● Data for this task

[start]

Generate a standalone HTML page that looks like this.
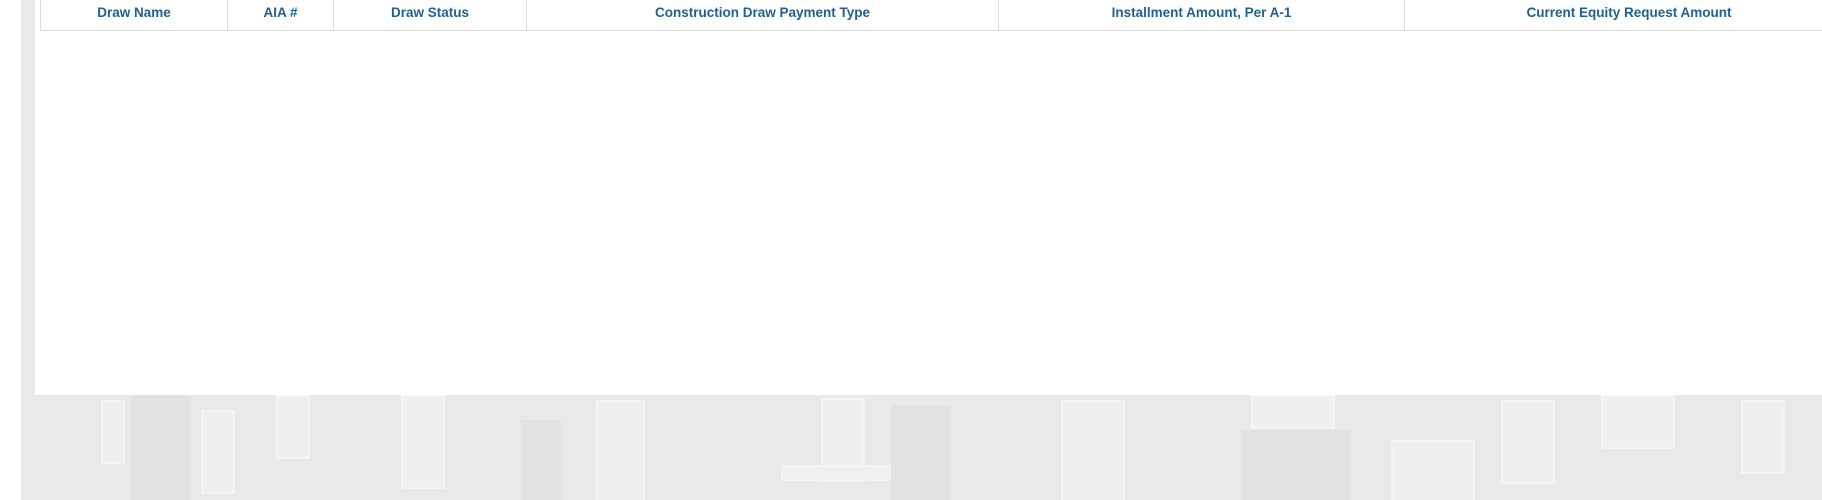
<!DOCTYPE html>
<html><head><style>
html,body{margin:0;padding:0;width:1822px;height:500px;overflow:hidden;background:#fff;position:relative;font-family:"Liberation Sans",Arial,sans-serif}
.bg{position:absolute;left:21px;top:0;width:1801px;height:500px;background:#e9e9e9;overflow:hidden}
.w{position:absolute;background:#efefef;border:2px solid #f4f4f4}
.d{position:absolute;background:#e2e2e2}
.panel{position:absolute;left:35px;top:0;width:1787px;height:395px;background:#fff}
.hdr{position:absolute;left:40px;top:0;height:30px;width:1812px;border-bottom:1px solid #dcdcdc;border-left:1px solid #dcdcdc;display:flex}
.hdr div{height:30px;line-height:26px;text-align:center;font-weight:bold;font-size:13.5px;color:#235f91;border-right:1px solid #dcdcdc;box-sizing:border-box;white-space:nowrap}
</style></head><body>
<div class="bg">
<div class="d" style="left:110px;top:395px;width:60px;height:105px"></div>
<div class="w" style="left:80px;top:400px;width:20px;height:60px"></div>
<div class="w" style="left:180px;top:410px;width:30px;height:80px"></div>
<div class="w" style="left:255px;top:395px;width:30px;height:60px"></div>
<div class="w" style="left:380px;top:395px;width:40px;height:90px"></div>
<div class="d" style="left:500px;top:420px;width:40px;height:80px"></div>
<div class="w" style="left:575px;top:400px;width:45px;height:100px"></div>
<div class="w" style="left:800px;top:398px;width:40px;height:80px"></div>
<div class="w" style="left:760px;top:465px;width:150px;height:12px"></div>
<div class="d" style="left:870px;top:405px;width:60px;height:95px"></div>
<div class="w" style="left:1040px;top:400px;width:60px;height:100px"></div>
<div class="w" style="left:1230px;top:395px;width:80px;height:30px"></div>
<div class="d" style="left:1220px;top:430px;width:110px;height:70px"></div>
<div class="w" style="left:1370px;top:440px;width:80px;height:60px"></div>
<div class="w" style="left:1480px;top:400px;width:50px;height:80px"></div>
<div class="w" style="left:1580px;top:395px;width:70px;height:50px"></div>
<div class="w" style="left:1720px;top:400px;width:40px;height:70px"></div>
</div>
<div class="panel"></div>
<div class="hdr">
<div style="width:187px">Draw Name</div>
<div style="width:106px">AIA #</div>
<div style="width:193px">Draw Status</div>
<div style="width:472px">Construction Draw Payment Type</div>
<div style="width:406px">Installment Amount, Per A-1</div>
<div style="width:448px;border-right:none">Current Equity Request Amount</div>
</div>
</body></html>
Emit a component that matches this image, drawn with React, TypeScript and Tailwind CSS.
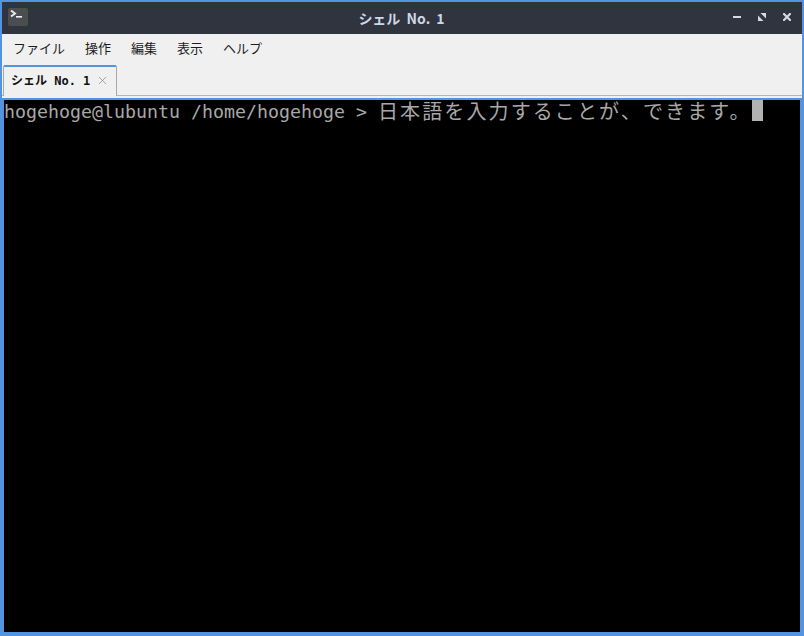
import { X } from "lucide-react";

const uiFont = "font-['Noto_Sans_CJK_JP','Liberation_Sans',sans-serif]";
const monoFont = "font-['DejaVu_Sans_Mono','Noto_Sans_CJK_JP',monospace]";
const menus = ["ファイル", "操作", "編集", "表示", "ヘルプ"];

function TitleBar() {
  return (
    <div className="grid h-8 shrink-0 grid-cols-[1fr_auto_1fr] items-center bg-[#2f343f] pl-[6px] pr-[11px]">
      <div className="mb-[2px] h-[18px] w-5 rounded-[2px] bg-[#4b4d50]">
        <svg width="20" height="18" viewBox="0 0 20 18">
          <path d="M3 2.5 L7 5.5 L3 8.5" fill="none" stroke="#e8e8e8" strokeWidth="2" />
          <rect x="8" y="8" width="6" height="1.6" fill="#f4f4f4" />
        </svg>
      </div>
      <div className={`pl-1 text-center text-[14px] font-bold text-[#cfd6e6] [word-spacing:3px] ${uiFont}`}>シェル No. 1</div>
      <div className="mb-[2px] flex items-center justify-end gap-[17px]">
        <svg width="8" height="8" viewBox="0 0 8 8">
          <rect x="0" y="3" width="8" height="2" fill="#d3dae3" />
        </svg>
        <svg width="8" height="8" viewBox="0 0 8 8">
          <path d="M2.5 0 H8 V5.5 Z M0 2.5 L5.5 8 H0 Z" fill="#d3dae3" />
        </svg>
        <svg width="8" height="8" viewBox="0 0 8 8">
          <path d="M1 1 L7 7 M7 1 L1 7" stroke="#d3dae3" strokeWidth="2.2" strokeLinecap="square" />
        </svg>
      </div>
    </div>
  );
}

function MenuBar() {
  return (
    <div className={`flex h-[26px] shrink-0 items-center gap-5 bg-[#f0f0f0] px-[11px] pt-[2px] text-[13px] text-[#1c1c1c] ${uiFont}`}>
      {menus.map((m) => (
        <span key={m}>{m}</span>
      ))}
    </div>
  );
}

function TabBar() {
  return (
    <div className="mb-[2px] flex h-[36px] shrink-0 items-end border-b border-[#b5b5b5] bg-[#f0f0f0] pl-px">
      <div className="mb-[-1px] flex h-[31px] w-[114px] items-center gap-[6px] rounded-t-[2px] border-x border-t-2 border-[#a8a8a8] border-t-[#5294e2] bg-[#f0f0f0] pb-[2px] pl-[7px]">
        <span className={`text-[12px] font-bold text-[#111] ${monoFont}`}>シェル No. 1</span>
        <X size={13} strokeWidth={1} className="text-[#666]" />
      </div>
    </div>
  );
}

function Terminal() {
  return (
    <div className={`flex-1 border-2 border-[#5294e2] bg-black text-[18.27px] leading-[22px] text-[#a8a8a8] ${monoFont}`}>
      <div className="flex items-start whitespace-pre">
        <span className="pt-px">hogehoge@lubuntu /home/hogehoge &gt; </span>
        <span className="pt-px text-[20px] tracking-[2.12px]">日本語を入力することが、できます。</span>
        <span className="h-[21px] w-[11px] bg-[#b2b2b2]" />
      </div>
    </div>
  );
}

export default function App() {
  return (
    <div className="flex h-[636px] w-[804px] flex-col overflow-hidden border-2 border-[#5294e2] bg-[#f0f0f0]">
      <TitleBar />
      <MenuBar />
      <TabBar />
      <Terminal />
    </div>
  );
}
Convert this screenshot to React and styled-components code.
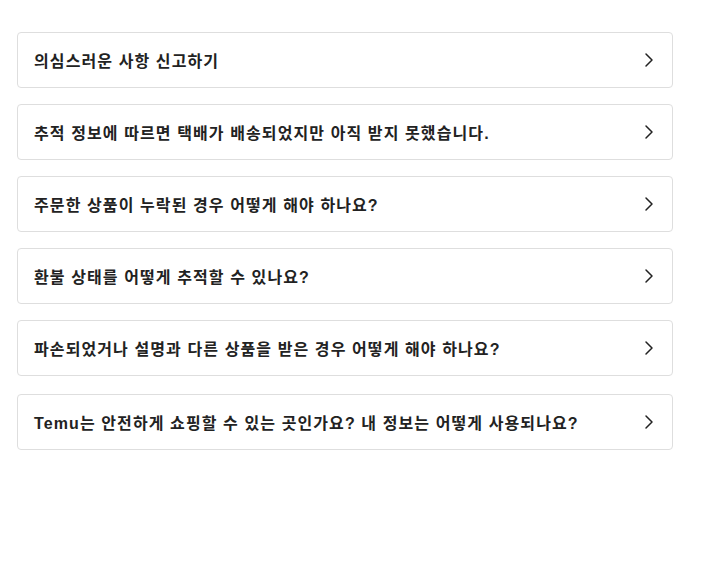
import React from 'react';
import styled, { createGlobalStyle } from 'styled-components';
import { ChevronRight } from 'lucide-react';

const GlobalStyle = createGlobalStyle`
  body {
    margin: 0;
    background: #fff;
    font-family: "Liberation Sans", "Noto Sans CJK KR", sans-serif;
  }
`;

const List = styled.ul`
  list-style: none;
  margin: 0;
  padding: 32px 52px 0 17px;
  width: 656px;
  display: flex;
  flex-direction: column;
  gap: 16px;
`;

const Item = styled.li`
  display: flex;
  align-items: center;
  justify-content: space-between;
  height: 56px;
  box-sizing: border-box;
  padding: 0 11px 0 16px;
  border: 1px solid #dedede;
  border-radius: 4px;
  cursor: pointer;

  &:last-child {
    margin-top: 2px;
  }
`;

const Question = styled.span`
  font-size: 16px;
  font-weight: 700;
  letter-spacing: 1.1px;
  color: #222;
`;

const Arrow = styled(ChevronRight)`
  color: #222;
  flex-shrink: 0;
`;

const questions = [
  '의심스러운 사항 신고하기',
  '추적 정보에 따르면 택배가 배송되었지만 아직 받지 못했습니다.',
  '주문한 상품이 누락된 경우 어떻게 해야 하나요?',
  '환불 상태를 어떻게 추적할 수 있나요?',
  '파손되었거나 설명과 다른 상품을 받은 경우 어떻게 해야 하나요?',
  'Temu는 안전하게 쇼핑할 수 있는 곳인가요? 내 정보는 어떻게 사용되나요?',
];

export default function App() {
  return (
    <>
      <GlobalStyle />
      <List>
        {questions.map((q) => (
          <Item key={q}>
            <Question>{q}</Question>
            <Arrow size={24} strokeWidth={1.5} />
          </Item>
        ))}
      </List>
    </>
  );
}
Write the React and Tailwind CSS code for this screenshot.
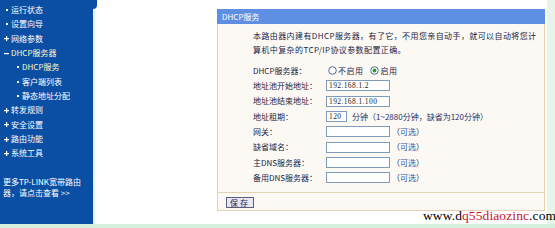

[end]

● Work to do
Make an exact copy of every entry above, minus the images.

● Result of this exercise
Generate a standalone HTML page that looks like this.
<!DOCTYPE html>
<html><head><style>
html,body{margin:0;padding:0;width:1822px;height:500px;overflow:hidden;background:#fff;position:relative;font-family:"Liberation Sans",Arial,sans-serif}
.bg{position:absolute;left:21px;top:0;width:1801px;height:500px;background:#e9e9e9;overflow:hidden}
.w{position:absolute;background:#efefef;border:2px solid #f4f4f4}
.d{position:absolute;background:#e2e2e2}
.panel{position:absolute;left:35px;top:0;width:1787px;height:395px;background:#fff}
.hdr{position:absolute;left:40px;top:0;height:30px;width:1812px;border-bottom:1px solid #dcdcdc;border-left:1px solid #dcdcdc;display:flex}
.hdr div{height:30px;line-height:26px;text-align:center;font-weight:bold;font-size:13.5px;color:#235f91;border-right:1px solid #dcdcdc;box-sizing:border-box;white-space:nowrap}
</style></head><body>
<div class="bg">
<div class="d" style="left:110px;top:395px;width:60px;height:105px"></div>
<div class="w" style="left:80px;top:400px;width:20px;height:60px"></div>
<div class="w" style="left:180px;top:410px;width:30px;height:80px"></div>
<div class="w" style="left:255px;top:395px;width:30px;height:60px"></div>
<div class="w" style="left:380px;top:395px;width:40px;height:90px"></div>
<div class="d" style="left:500px;top:420px;width:40px;height:80px"></div>
<div class="w" style="left:575px;top:400px;width:45px;height:100px"></div>
<div class="w" style="left:800px;top:398px;width:40px;height:80px"></div>
<div class="w" style="left:760px;top:465px;width:150px;height:12px"></div>
<div class="d" style="left:870px;top:405px;width:60px;height:95px"></div>
<div class="w" style="left:1040px;top:400px;width:60px;height:100px"></div>
<div class="w" style="left:1230px;top:395px;width:80px;height:30px"></div>
<div class="d" style="left:1220px;top:430px;width:110px;height:70px"></div>
<div class="w" style="left:1370px;top:440px;width:80px;height:60px"></div>
<div class="w" style="left:1480px;top:400px;width:50px;height:80px"></div>
<div class="w" style="left:1580px;top:395px;width:70px;height:50px"></div>
<div class="w" style="left:1720px;top:400px;width:40px;height:70px"></div>
</div>
<div class="panel"></div>
<div class="hdr">
<div style="width:187px">Draw Name</div>
<div style="width:106px">AIA #</div>
<div style="width:193px">Draw Status</div>
<div style="width:472px">Construction Draw Payment Type</div>
<div style="width:406px">Installment Amount, Per A-1</div>
<div style="width:448px;border-right:none">Current Equity Request Amount</div>
</div>
</body></html>
Emit a component that matches this image, drawn with React, TypeScript and Tailwind CSS.
import { X } from "lucide-react";

const uiFont = "font-['Noto_Sans_CJK_JP','Liberation_Sans',sans-serif]";
const monoFont = "font-['DejaVu_Sans_Mono','Noto_Sans_CJK_JP',monospace]";
const menus = ["ファイル", "操作", "編集", "表示", "ヘルプ"];

function TitleBar() {
  return (
    <div className="grid h-8 shrink-0 grid-cols-[1fr_auto_1fr] items-center bg-[#2f343f] pl-[6px] pr-[11px]">
      <div className="mb-[2px] h-[18px] w-5 rounded-[2px] bg-[#4b4d50]">
        <svg width="20" height="18" viewBox="0 0 20 18">
          <path d="M3 2.5 L7 5.5 L3 8.5" fill="none" stroke="#e8e8e8" strokeWidth="2" />
          <rect x="8" y="8" width="6" height="1.6" fill="#f4f4f4" />
        </svg>
      </div>
      <div className={`pl-1 text-center text-[14px] font-bold text-[#cfd6e6] [word-spacing:3px] ${uiFont}`}>シェル No. 1</div>
      <div className="mb-[2px] flex items-center justify-end gap-[17px]">
        <svg width="8" height="8" viewBox="0 0 8 8">
          <rect x="0" y="3" width="8" height="2" fill="#d3dae3" />
        </svg>
        <svg width="8" height="8" viewBox="0 0 8 8">
          <path d="M2.5 0 H8 V5.5 Z M0 2.5 L5.5 8 H0 Z" fill="#d3dae3" />
        </svg>
        <svg width="8" height="8" viewBox="0 0 8 8">
          <path d="M1 1 L7 7 M7 1 L1 7" stroke="#d3dae3" strokeWidth="2.2" strokeLinecap="square" />
        </svg>
      </div>
    </div>
  );
}

function MenuBar() {
  return (
    <div className={`flex h-[26px] shrink-0 items-center gap-5 bg-[#f0f0f0] px-[11px] pt-[2px] text-[13px] text-[#1c1c1c] ${uiFont}`}>
      {menus.map((m) => (
        <span key={m}>{m}</span>
      ))}
    </div>
  );
}

function TabBar() {
  return (
    <div className="mb-[2px] flex h-[36px] shrink-0 items-end border-b border-[#b5b5b5] bg-[#f0f0f0] pl-px">
      <div className="mb-[-1px] flex h-[31px] w-[114px] items-center gap-[6px] rounded-t-[2px] border-x border-t-2 border-[#a8a8a8] border-t-[#5294e2] bg-[#f0f0f0] pb-[2px] pl-[7px]">
        <span className={`text-[12px] font-bold text-[#111] ${monoFont}`}>シェル No. 1</span>
        <X size={13} strokeWidth={1} className="text-[#666]" />
      </div>
    </div>
  );
}

function Terminal() {
  return (
    <div className={`flex-1 border-2 border-[#5294e2] bg-black text-[18.27px] leading-[22px] text-[#a8a8a8] ${monoFont}`}>
      <div className="flex items-start whitespace-pre">
        <span className="pt-px">hogehoge@lubuntu /home/hogehoge &gt; </span>
        <span className="pt-px text-[20px] tracking-[2.12px]">日本語を入力することが、できます。</span>
        <span className="h-[21px] w-[11px] bg-[#b2b2b2]" />
      </div>
    </div>
  );
}

export default function App() {
  return (
    <div className="flex h-[636px] w-[804px] flex-col overflow-hidden border-2 border-[#5294e2] bg-[#f0f0f0]">
      <TitleBar />
      <MenuBar />
      <TabBar />
      <Terminal />
    </div>
  );
}
Convert this screenshot to React and styled-components code.
import React from 'react';
import styled, { createGlobalStyle } from 'styled-components';
import { ChevronRight } from 'lucide-react';

const GlobalStyle = createGlobalStyle`
  body {
    margin: 0;
    background: #fff;
    font-family: "Liberation Sans", "Noto Sans CJK KR", sans-serif;
  }
`;

const List = styled.ul`
  list-style: none;
  margin: 0;
  padding: 32px 52px 0 17px;
  width: 656px;
  display: flex;
  flex-direction: column;
  gap: 16px;
`;

const Item = styled.li`
  display: flex;
  align-items: center;
  justify-content: space-between;
  height: 56px;
  box-sizing: border-box;
  padding: 0 11px 0 16px;
  border: 1px solid #dedede;
  border-radius: 4px;
  cursor: pointer;

  &:last-child {
    margin-top: 2px;
  }
`;

const Question = styled.span`
  font-size: 16px;
  font-weight: 700;
  letter-spacing: 1.1px;
  color: #222;
`;

const Arrow = styled(ChevronRight)`
  color: #222;
  flex-shrink: 0;
`;

const questions = [
  '의심스러운 사항 신고하기',
  '추적 정보에 따르면 택배가 배송되었지만 아직 받지 못했습니다.',
  '주문한 상품이 누락된 경우 어떻게 해야 하나요?',
  '환불 상태를 어떻게 추적할 수 있나요?',
  '파손되었거나 설명과 다른 상품을 받은 경우 어떻게 해야 하나요?',
  'Temu는 안전하게 쇼핑할 수 있는 곳인가요? 내 정보는 어떻게 사용되나요?',
];

export default function App() {
  return (
    <>
      <GlobalStyle />
      <List>
        {questions.map((q) => (
          <Item key={q}>
            <Question>{q}</Question>
            <Arrow size={24} strokeWidth={1.5} />
          </Item>
        ))}
      </List>
    </>
  );
}
Write the React and Tailwind CSS code for this screenshot.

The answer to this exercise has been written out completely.